*Jornalista e mestranda em Comunicação e Informação pela UFRGS, morou dois anos na China
A decisão do governo chinês de aliviar o planejamento familiar e terminar com a política do filho único vai trazer uma série de impactos econômicos e culturais. A mudança já era esperada. Em 2013, o governo anunciou uma flexibilização e, em julho desse ano, a Comissão Nacional de Saúde e Planejamento Familiar havia sinalizado publicamente a possibilidade de estender a todos o direito de ter dois filhos.
As razões, claro, são econômicas. O anúncio foi feito durante encontro do Partido Comunista focado em reformas financeiras e a manutenção do crescimento entre 2016 e 2020. Pela primeira vez em décadas, a população em idade ativa caiu, o que vai causar um desequilíbrio demográfico. Na prática, vai faltar mão-de-obra para fazer o país andar.
As mudanças culturais, entretanto, devem ser maiores. O país se acostumou com anos de muito mimo de seis adultos em uma só criança (mais ainda se essa criança fosse um menino). O filho único era o depositário dos sonhos de pai, mãe, avós paternos e maternos, que faziam tudo por ele. Não só pelos desejos de um futuro brilhante e bem-sucedido, mas também para ter quem olhasse por eles na velhice, como manda a tradição do país. Fora a desvalorização do nascimento de meninas, que gerou um infanticídio que se tornou problema de direitos humanos nas décadas de 1980 e 1990, com sanções sérias para médicos que revelavam o sexo dos bebês durante o pré-natal.
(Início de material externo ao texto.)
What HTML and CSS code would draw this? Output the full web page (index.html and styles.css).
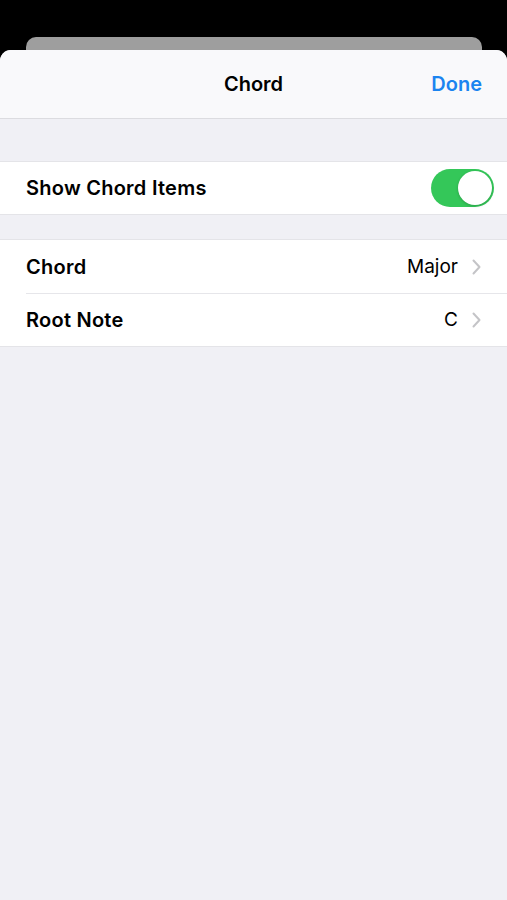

Além disso, foram décadas em que algumas palavras deixaram de fazer parte do vocabulário do dia a dia: 弟弟 (dì di, irmão mais novo), 哥哥 (gē ge, irmão mais velho), 姐姐 (jiě jie, irmã mais velha) e 妹妹 (mèi mèi, irmã mais nova) já eram raridades nas famílias. Como a cultura chinesa dá nome para cada grau do parentesco de acordo com a linha de ascendência (materna ou paterna) e a idade, todo um vocabulário específico para designar tios, primos, primas e sobrinhos estava rapidamente desaparecendo.
Muitos chineses passaram décadas "dando jeitinhos" para tentar burlar a lei e ter mais filhos, mas a expectativa é que, mesmo com a autorização governamental, o crescimento populacional deve ser lento. A geração que nasceu na década de 1980 já teve seu filho único e não parece muito interessada em despender mais tempo, dinheiro e expectativas em uma nova criança. Nos dois anos em que vivi em Beijing, convivendo com amigos e colegas de trabalho chineses, vi casais se frustrando pela impossibilidade de ter uma casa com mais risos infantis, mas também vi jovens aliviadas pela lei, já que a pressão para ser mãe em tempo integral era muito menor quando se tinha apenas uma criança. A mudança é grande e significativa. Agora, é esperar e ver se os chineses atendem ao pedido do governo por mais mão-de-obra.